What is monopolistic competition?

2 min read | November 18, 2025 10:47 AM AEDT | By Team Kalkine Media

Monopolistic competition is a market structure where numerous firms operate and sell products that are similar but not identical, placing it between perfect competition and a pure monopoly. Industries such as restaurants, clothing, footwear, bakeries, consumer goods and local service providers reflect this structure because each business differentiates its offerings through branding, quality, location or customer experience. This perceived uniqueness gives firms a certain degree of pricing power even though competition remains strong. Unlike perfect competition, where all products are identical, firms in monopolistic competition focus intensely on product differentiation. They use branding, innovation, design, marketing campaigns, packaging, distribution strategies and service quality to stand out. As each firm faces a downward-sloping demand curve, it can raise prices if differentiation is strong, though the presence of many competitors limits excessive pricing. Firms operate independently, setting output and price where marginal cost equals marginal revenue. High advertising expenditure is common because shifting consumer perception is crucial for gaining market share. Non-price competition — through promotions, branding, product features and quality upgrades — plays a much bigger role than pure price cuts.
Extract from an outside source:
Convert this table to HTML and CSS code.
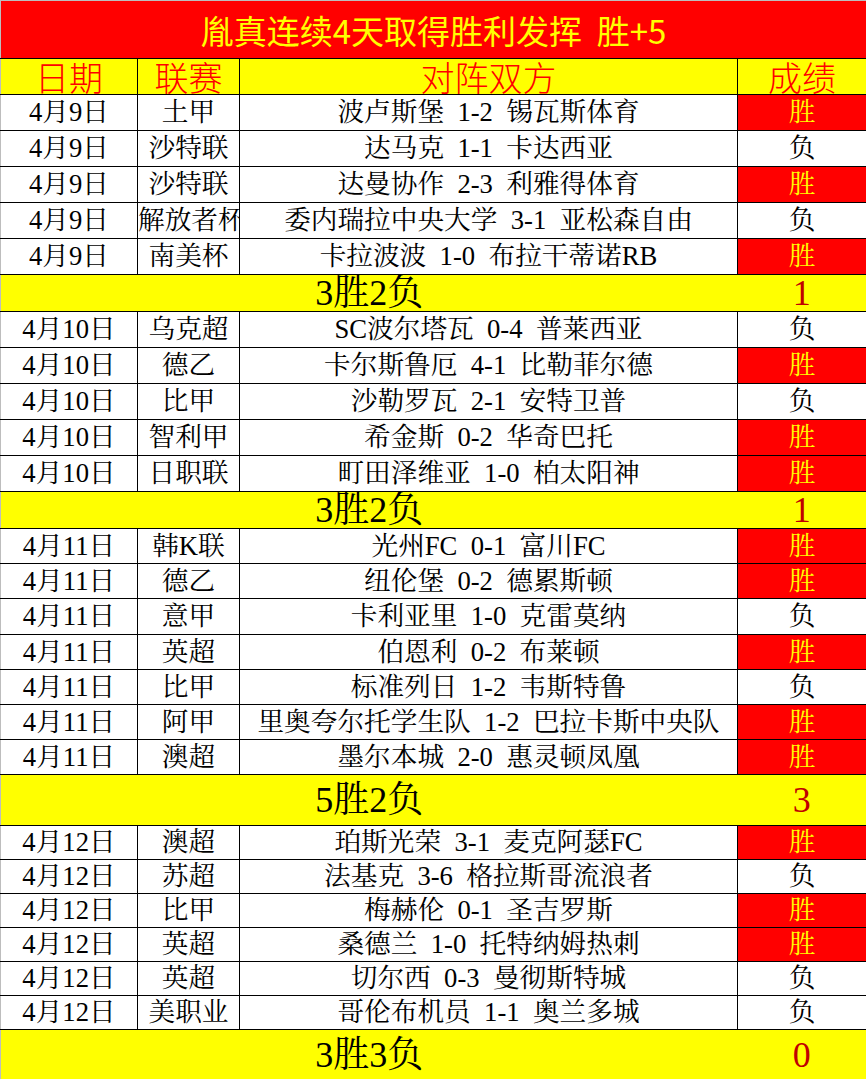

Examples include restaurants offering different cuisines, consumer electronics brands differentiating through technology, or FMCG companies promoting soaps and toothpaste with unique ingredients. However, monopolistic competition also leads to inefficiencies such as excess capacity, since firms do not operate at the lowest point of their cost curve. Despite this, it remains one of the most dynamic and consumer-friendly market structures due to variety, innovation, and continuous improvement driven by competition. Overall, monopolistic competition thrives on differentiation, branding and sustained marketing strategies, shaping how consumers perceive and choose products in crowded markets.